In 1823, James Monroe was president, Thomas Jefferson and James Madison were still alive, and it would be more than six decades before Thomas Edison would start the first electric company.
It was also the year a brick house was built at 9418 Roanoke Road.
Today, electricity sparked a fire, driven by high winds, that gutted the little red brick house.
"It's a nice old house," said Betty Smart, who lived on the former farm property for 40 years with husband Terry.
It first started when winds disconnected a electrical wire leading from the house to the barn. The live wire hit the metal roof over the kitchen igniting combustible material under the tin.

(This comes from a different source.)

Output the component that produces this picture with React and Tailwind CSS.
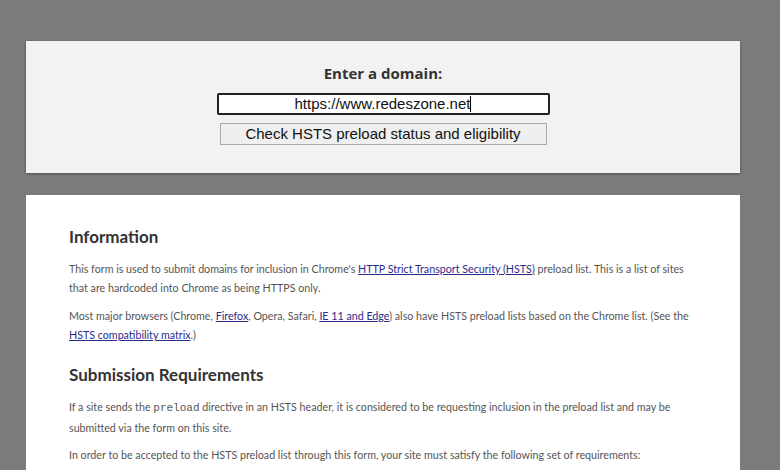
export default function App() {
  const link = 'text-[#2b2b8c] underline'
  return (
    <div className="h-[470px] bg-[#7b7b7b] pt-[41px] overflow-hidden">
      {/* formulario de dominio */}
      <div className="ml-[26px] w-[714px] h-[132px] bg-[#f2f2f2] shadow-[0_1px_3px_rgba(0,0,0,0.35)] flex flex-col items-center pt-[22px]">
        <h2 className="font-['Open_Sans',sans-serif] font-bold text-[15px] leading-[20px] text-[#333]">Enter a domain:</h2>
        <div className="mt-[10px] w-[333px] h-[22px] bg-white border-2 border-[#222] rounded-[2px] flex items-center justify-center font-['Liberation_Sans',Arial,sans-serif] text-[15px] text-[#111]">
          https://www.redeszone.net<span className="inline-block w-px h-[16px] bg-black" />
        </div>
        <button className="mt-[8px] w-[327px] h-[22px] bg-[#efefef] border border-[#a9a9a9] flex items-center justify-center font-['Liberation_Sans',Arial,sans-serif] text-[15px] text-[#111]">
          Check HSTS preload status and eligibility
        </button>
      </div>

      {/* contenido informativo */}
      <div className="mt-[22px] ml-[26px] w-[714px] h-[300px] bg-white pl-[43px] pr-[40px] pt-[30px] font-['Lato',sans-serif] text-[#555] text-[10.7px] leading-[19px] whitespace-nowrap">
        <h3 className="font-bold text-[17px] leading-[24px] text-[#333]">Information</h3>
        <p className="mt-[10px]">
          This form is used to submit domains for inclusion in Chrome's{' '}
          <a className={link}>HTTP Strict Transport Security (HSTS)</a> preload list. This is a list of sites
          <br />that are hardcoded into Chrome as being HTTPS only.
        </p>
        <p className="mt-[9px]">
          Most major browsers (Chrome, <a className={link}>Firefox</a>, Opera, Safari, <a className={link}>IE 11 and Edge</a>) also have HSTS preload lists based on the Chrome list. (See the
          <br /><a className={link}>HSTS compatibility matrix</a>.)
        </p>
        <h3 className="mt-[19px] font-bold text-[17px] leading-[24px] text-[#333]">Submission Requirements</h3>
        <p className="mt-[10px]">
          If a site sends the <code className="font-['Liberation_Mono',monospace] text-[11px]">preload</code> directive in an HSTS header, it is considered to be requesting inclusion in the preload list and may be
          <br />submitted via the form on this site.
        </p>
        <p className="mt-[8px]">
          In order to be accepted to the HSTS preload list through this form, your site must satisfy the following set of requirements:
        </p>
      </div>
    </div>
  )
}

Once there were flames, wind gusts quickly fed the fire.
“It’s an abnormal condition that we normally wouldn’t see, but that wind got into the interior and just moved the fire right through the house," said Tim Yaeger, emergency management coordinator.
The Smarts called 9-1-1 as soon as they spotted the fire and immediately got out of the house. Nobody was injured in the fire, or in fighting it, and the Smart's three pets live outside and were not harmed.
Yaeger said beside the winds, water supplies were a challenge. Firefighters used two hydrants, but one of them was nearly 3/4 of a mile from the scene. Crews also trucked water in from a pond two miles away.
Assisting Stafford were fire departments from Pavilion, Bethany, Byron, Bergen, Le Roy, Town of Batavia, Caledonia, York, along with Le Roy's ambulance service and Mercy EMS.